After a 1999 earthquake killed 17,000 people in Turkey, I began wondering if humanitarian organizations used all the same business practices we did at Fritz. What was the state of the art? I saw that the disaster relief sector was growing rapidly. The world is beginning to crumble because of a lack of sound ecological standards. Where there would not be a flood 20 years ago, there are floods now because trees have disappeared due to enormous concentrations of people. I spent a year and a half researching relief organizations, what they did and how they did it. I found that disaster relief is 80 percent logistics, and figured that I could help change the way relief agencies operate. I really like being involved with projects that are change agents.

In 2001, I founded the Fritz Institute. We did it in a very businesslike way. We created our business plan, and planned the institute for some time before we set it up. I wanted to see that there was a value proposition before I went ahead and launched it. I have put in about $6.2 million so far, and I have set aside money for the institute.

An American Abroad
I spend a lot of time in the Middle East and Africa on behalf of the institute. I traveled to Lesotho, Zimbabwe and Zambia. I went to Africa to understand where relief services touch the customer. At Fritz, I always traveled to visit our customers; everything I ever did was for the customer. Now I ask questions when I travel for the institute. Does the aid get there? Does it arrive complete? How does it work? Where does the money come from? Zimbabwe is suffering a famine because of political strife; Ethiopia endures famines every two years due to self-imposed economic factors. If we include the overarching element of the AIDS epidemic in Africa, that exacerbates conditions to a point that one cannot exaggerate.

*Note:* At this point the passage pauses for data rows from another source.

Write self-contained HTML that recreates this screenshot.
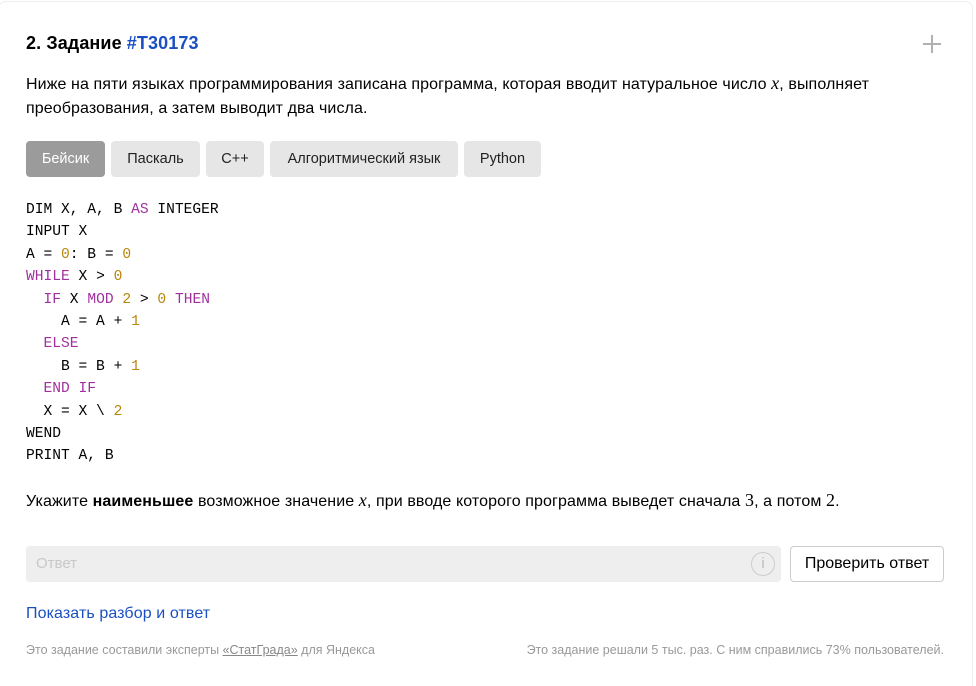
<!DOCTYPE html>
<html><head><meta charset="utf-8"><style>
*{margin:0;padding:0;box-sizing:border-box}
html,body{width:976px;height:686px;background:#fff;overflow:hidden}
body{font-family:"Liberation Sans",sans-serif;color:#000;position:relative}
.card{position:absolute;left:-2px;top:1px;width:975px;height:700px;border:1px solid #eee;border-radius:8px;background:#fff}
h1{position:absolute;left:26px;top:33px;font-size:18px;font-weight:bold;letter-spacing:0.1px}
h1 span{color:#1a4fc4}
.plus{position:absolute;left:923px;top:35px;width:18px;height:18px}
.plus:before{content:"";position:absolute;left:8px;top:0;width:2px;height:18px;background:#b0b0b0}
.plus:after{content:"";position:absolute;left:0;top:8px;width:18px;height:2px;background:#b0b0b0}
.p{position:absolute;left:26px;top:71px;font-size:16px;line-height:24px;width:920px;letter-spacing:0.1px}
i.m{font-family:"Liberation Serif",serif;font-size:18px}
.tab{position:absolute;top:141px;height:36px;border-radius:4px;background:#e6e6e6;font-size:14.5px;line-height:36px;text-align:center;color:#222}
pre{position:absolute;left:26px;top:199px;font-family:"Liberation Mono",monospace;font-size:14.6px;line-height:22.4px;color:#000}
.k{color:#a0309e}.n{color:#b8860b}
.q{position:absolute;left:26px;top:488px;font-size:16px;line-height:24px;letter-spacing:0.1px}
.s{font-family:"Liberation Serif",serif;font-size:18px}
.inp{position:absolute;left:26px;top:546px;width:755px;height:36px;background:#eee;border-radius:4px;color:#c8c8c8;font-size:15px;line-height:36px;padding-left:10px}
.info{position:absolute;left:751px;top:552px;width:24px;height:24px;border:1.5px solid #ccc;border-radius:50%;color:#bbb;font-size:15px;text-align:center;line-height:22px}
.btn{position:absolute;left:790px;top:546px;width:154px;height:36px;border:1px solid #ccc;border-radius:4px;font-size:16px;line-height:34px;text-align:center;color:#000}
.link{position:absolute;left:26px;top:605px;font-size:16px;color:#1a4fc4;letter-spacing:0.1px}
.f{position:absolute;top:643px;font-size:12.5px;color:#999}
.f u{color:#888}
</style></head><body>
<div class="card"></div>
<h1>2. Задание <span>#T30173</span></h1>
<div class="plus"></div>
<div class="p">Ниже на пяти языках программирования записана программа, которая вводит натуральное число <i class="m">x</i>, выполняет преобразования, а затем выводит два числа.</div>
<div class="tab" style="left:26px;width:79px;background:#9b9b9b;color:#fff">Бейсик</div>
<div class="tab" style="left:111px;width:89px">Паскаль</div>
<div class="tab" style="left:206px;width:58px">C++</div>
<div class="tab" style="left:270px;width:188px">Алгоритмический язык</div>
<div class="tab" style="left:464px;width:77px">Python</div>
<pre>DIM X, A, B <span class="k">AS</span> INTEGER
INPUT X
A = <span class="n">0</span>: B = <span class="n">0</span>
<span class="k">WHILE</span> X &gt; <span class="n">0</span>
  <span class="k">IF</span> X <span class="k">MOD</span> <span class="n">2</span> &gt; <span class="n">0</span> <span class="k">THEN</span>
    A = A + <span class="n">1</span>
  <span class="k">ELSE</span>
    B = B + <span class="n">1</span>
  <span class="k">END IF</span>
  X = X \ <span class="n">2</span>
WEND
PRINT A, B</pre>
<div class="q">Укажите <b>наименьшее</b> возможное значение <i class="m">x</i>, при вводе которого программа выведет сначала <span class="s">3</span>, а потом <span class="s">2</span>.</div>
<div class="inp">Ответ</div>
<div class="info">i</div>
<div class="btn">Проверить ответ</div>
<div class="link">Показать разбор и ответ</div>
<div class="f" style="left:26px">Это задание составили эксперты <u>«СтатГрада»</u> для Яндекса</div>
<div class="f" style="right:32px">Это задание решали 5 тыс. раз. С ним справились 73% пользователей.</div>
</body></html>
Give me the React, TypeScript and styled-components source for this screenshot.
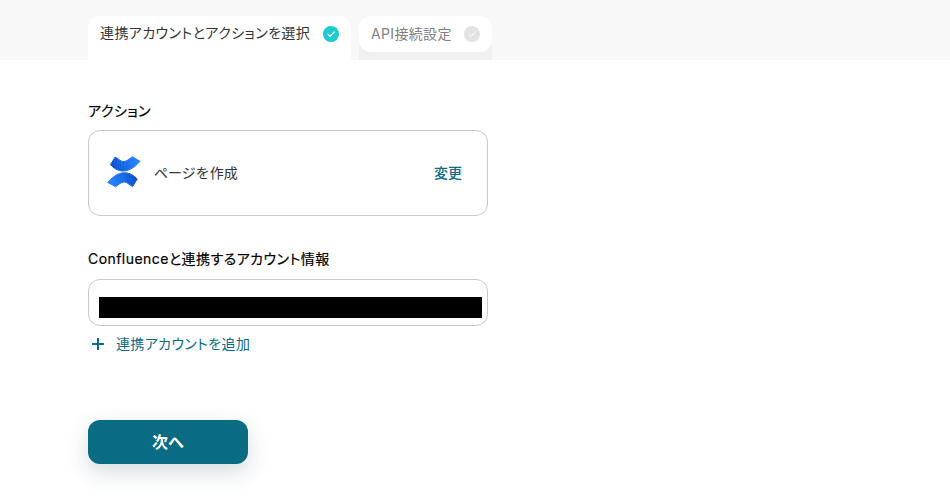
import React from "react";
import styled, { createGlobalStyle } from "styled-components";

const Global = createGlobalStyle`
  html, body { margin: 0; padding: 0; background: #fff; }
  body { font-family: Inter, "Noto Sans CJK JP", sans-serif; color: #222; }
`;

const Page = styled.div`
  width: 950px;
  height: 496px;
  overflow: hidden;
`;

const TabBar = styled.div`
  height: 60px;
  box-sizing: border-box;
  padding: 16px 0 0 88px;
  background: #f8f8f8;
  display: flex;
  gap: 8px;
  align-items: stretch;
`;

const ActiveTab = styled.div`
  width: 263px;
  box-sizing: border-box;
  padding: 0 12px;
  height: 44px;
  background: #fff;
  border-radius: 12px 12px 0 0;
  display: flex;
  justify-content: space-between;
  align-items: flex-start;
  font-size: 14px;
  line-height: 34px;
  font-feature-settings: "palt";
  letter-spacing: 0.4px;
  white-space: nowrap;
  color: #333;
`;

const TabTrack = styled.div`
  width: 133px;
  height: 44px;
  background: #f0f0f0;
  border-radius: 12px 12px 0 0;
`;

const InactiveTab = styled.div`
  height: 36px;
  box-sizing: border-box;
  padding: 0 12px;
  background: #fff;
  border-radius: 12px;
  display: flex;
  justify-content: space-between;
  align-items: center;
  font-size: 14px;
  line-height: 34px;
  letter-spacing: 0.35px;
  white-space: nowrap;
  color: #808080;
`;

const Badge = styled.svg`
  width: 16px;
  height: 16px;
  flex: none;
  align-self: center;
`;

const ActiveBadgeWrap = styled.span`
  height: 36px;
  display: flex;
  align-items: center;
`;

const Content = styled.main`
  padding: 41px 0 0 88px;
  width: 400px;
`;

const Label = styled.div`
  font-size: 14px;
  line-height: 20px;
  font-weight: 400;
  font-feature-settings: "palt";
  letter-spacing: 0.45px;
  color: #000;
  -webkit-text-stroke: 0.2px #000;
`;

const ActionCard = styled.div`
  margin-top: 9px;
  height: 86px;
  box-sizing: border-box;
  border: 1px solid #c9c9c9;
  border-radius: 12px;
  padding: 0 25px 2px 17px;
  display: flex;
  align-items: center;
`;

const LogoSvg = styled.svg`
  flex: none;
  width: 36px;
  height: 36px;
`;

const ActionName = styled.span`
  margin-left: 12px;
  font-size: 14px;
  color: #333;
  flex: 1;
`;

const ChangeLink = styled.span`
  font-size: 14px;
  font-weight: 500;
  color: #0a6b84;
`;

const SectionLabel = styled(Label)`
  margin-top: 33px;
`;

const AccountField = styled.div`
  margin-top: 10px;
  height: 47px;
  box-sizing: border-box;
  border: 1px solid #c9c9c9;
  border-radius: 12px;
  padding: 17px 5px 7px 10px;
`;

const Redaction = styled.div`
  height: 21px;
  background: #000;
`;

const AddRow = styled.div`
  margin-top: 8px;
  display: flex;
  align-items: center;
  gap: 11px;
  padding-left: 3px;
  font-size: 14px;
  line-height: 20px;
  font-feature-settings: "palt";
  letter-spacing: 0.35px;
  color: #0a6b84;
`;

const PlusGlyph = styled.svg`
  flex: none;
  width: 14px;
  height: 14px;
`;

const NextButton = styled.button`
  display: block;
  margin-top: 66px;
  width: 160px;
  height: 44px;
  padding: 0 0 2px;
  border: 0;
  border-radius: 12px;
  background: #0a6b84;
  color: #fff;
  font-family: inherit;
  font-size: 16px;
  font-weight: 700;
  box-shadow: 0 8px 22px rgba(30, 60, 80, 0.18);
`;

const CheckBadge = ({ id, from, to, tick }: { id: string; from: string; to: string; tick: string }) => (
  <Badge viewBox="0 0 16 16">
    <defs>
      <linearGradient id={id} x1="0" y1="1" x2="1" y2="0">
        <stop offset="0" stopColor={from} />
        <stop offset="1" stopColor={to} />
      </linearGradient>
    </defs>
    <circle cx="8" cy="8" r="8" fill={`url(#${id})`} />
    <path d="M5 8.200l2.100 2.100L11.200 6" fill="none" stroke={tick} strokeWidth="1.200" strokeLinecap="round" strokeLinejoin="round" />
  </Badge>
);

const ConfluenceLogo = () => (
  <LogoSvg viewBox="0 0 36 36">
    <defs>
      <linearGradient id="cfTop" gradientUnits="userSpaceOnUse" x1="4" y1="12" x2="30" y2="5">
        <stop offset="0" stopColor="#0b50cc" />
        <stop offset="1" stopColor="#2684ff" />
      </linearGradient>
      <linearGradient id="cfBottom" gradientUnits="userSpaceOnUse" x1="32" y1="24" x2="6" y2="31">
        <stop offset="0" stopColor="#0b50cc" />
        <stop offset="1" stopColor="#2684ff" />
      </linearGradient>
    </defs>
    <path
      d="M9 3.200C12 3.800 14 7.600 17.300 7.600C20.500 7.600 23 5.200 26.300 2.800L34 7.300C30.500 11.500 24 17 17.300 17C12 17 7.500 14 4.500 10.700Z"
      fill="url(#cfTop)"
      stroke="url(#cfTop)"
      strokeWidth="1"
      strokeLinejoin="round"
    />
    <path
      d="M9.700 32.800C12.700 30.400 15.200 28 18.400 28C21.700 28 23.700 31.800 26.700 32.400L31.200 25C28.200 21.700 23.700 18.700 18.400 18.700C11.700 18.700 5.200 24.200 1.700 28.400Z"
      fill="url(#cfBottom)"
      stroke="url(#cfBottom)"
      strokeWidth="1"
      strokeLinejoin="round"
    />
  </LogoSvg>
);

const PlusIcon = () => (
  <PlusGlyph viewBox="0 0 14 14">
    <path d="M7 1v12M1 7h12" stroke="#0a6b84" strokeWidth="2" />
  </PlusGlyph>
);

export default function App() {
  return (
    <Page>
      <Global />
      <TabBar>
        <ActiveTab>
          <span>連携アカウントとアクションを選択</span>
          <ActiveBadgeWrap>
            <CheckBadge id="on" from="#22c3dd" to="#18d2c0" tick="#fff" />
          </ActiveBadgeWrap>
        </ActiveTab>
        <TabTrack>
          <InactiveTab>
            <span>API接続設定</span>
            <CheckBadge id="off" from="#e2e2e2" to="#e2e2e2" tick="#f4f4f4" />
          </InactiveTab>
        </TabTrack>
      </TabBar>
      <Content>
        <Label>アクション</Label>
        <ActionCard>
          <ConfluenceLogo />
          <ActionName>ページを作成</ActionName>
          <ChangeLink>変更</ChangeLink>
        </ActionCard>
        <SectionLabel>Confluenceと連携するアカウント情報</SectionLabel>
        <AccountField>
          <Redaction />
        </AccountField>
        <AddRow>
          <PlusIcon />
          <span>連携アカウントを追加</span>
        </AddRow>
        <NextButton>次へ</NextButton>
      </Content>
    </Page>
  );
}
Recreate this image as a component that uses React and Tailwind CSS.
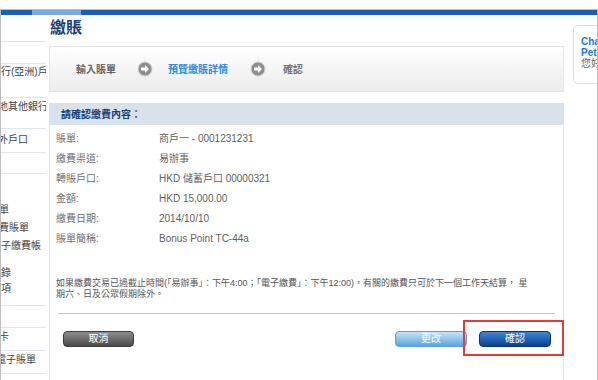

After a 1999 earthquake killed 17,000 people in Turkey, I began wondering if humanitarian organizations used all the same business practices we did at Fritz.
I remember being in Lesotho, in a remote village on a hill. It was a poor village filled with hungry people, and the Red Cross was distributing aid there. One old man asked me to come into his hut; it had no lights and only one candle. He was the oldest man in the village, and many of his friends had died during the famine. He told me, “It’s good to meet the U.S.A., because all I’ve seen are the bags of food and seeds. I’ve never seen an American.” The delivery system there consisted of two or three sheds. The use of basic technologies would have created a significant uptick in the amount of aid that got through.

We are here to help improve our customers—large nonprofits such as UNESCO, CARE and Catholic Relief. We want to make them more efficient, more strategically balanced. We go into their headquarters, or visit them in the field; together we identify solutions and work them out. The means to the end, we feel, is measurement and accountability using best practices tools. We do not do the work if the organization is not willing to be measured and commit to ongoing accountability. When it all clicks, it is very satisfying to see do-gooders do good. I love leveraging the efficiencies. One-to-one does not get very far. With the use of planning and tools—one-to-three, one-to-seven, one-to-10—you can really do something.